A couple points about your question.
Often, in the preface of an actual proof you will find the general strategy of the proof. Without having the mentioned books at hand some passages sound like they might be just that.
You are absolutely right that for any fixed $n$, $d(a_na)=\varepsilon$ can be arbitrarily large, however usually that's not the strategy. Usually you fix the $\varepsilon$ and know of the existence of some $N$.
"Replacing" something by its limit can generally speaking only be done with a remainder term. This can either be an $\epsilon$ or using $o(x)$-notation or something else. It is of vital importance to know exactly what you can and can not do with those "correction terms".

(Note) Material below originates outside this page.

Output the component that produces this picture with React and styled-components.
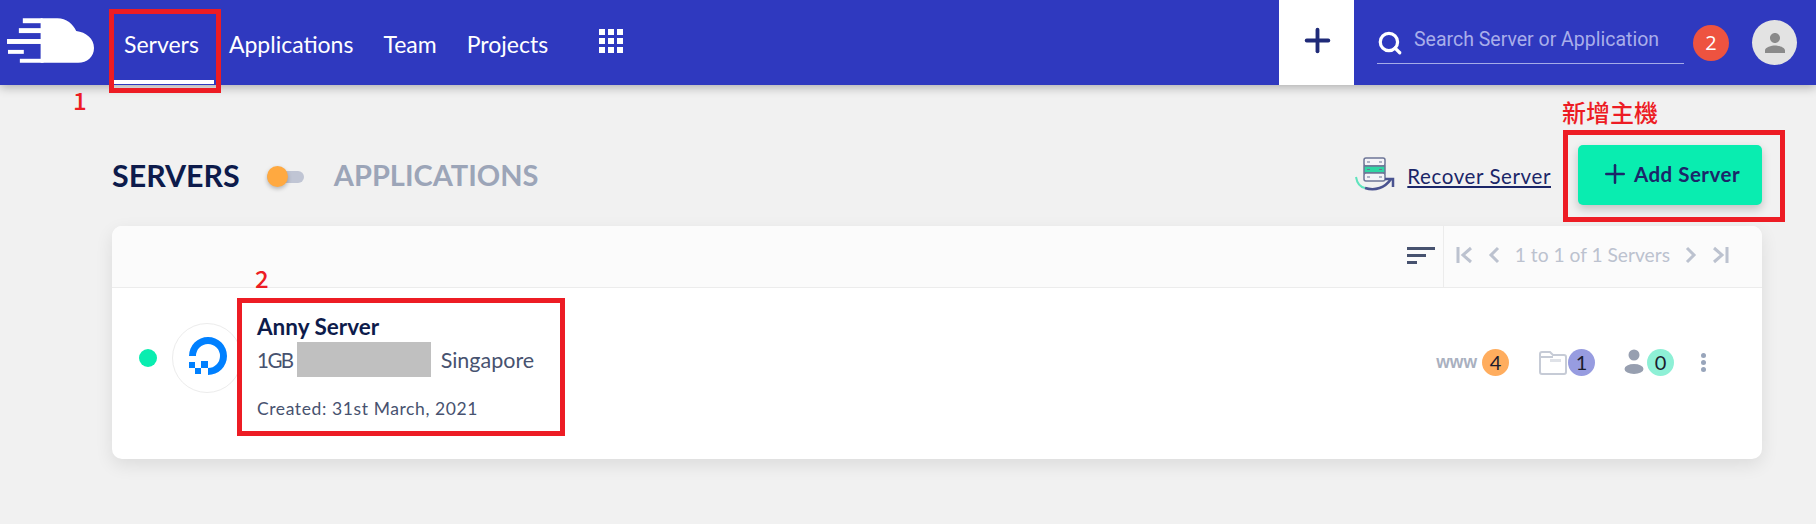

You should distinguish between cases were you are actually performing the limit at some point and those were you are also interested in what happens around the limiting point. In the first case actual bounds on the quality of the approximation are generally speaking of less importance. In the latter case it is actally common to strive for a better understanding of the approximation error. An example would be the various remainder terms for the Taylor approximation.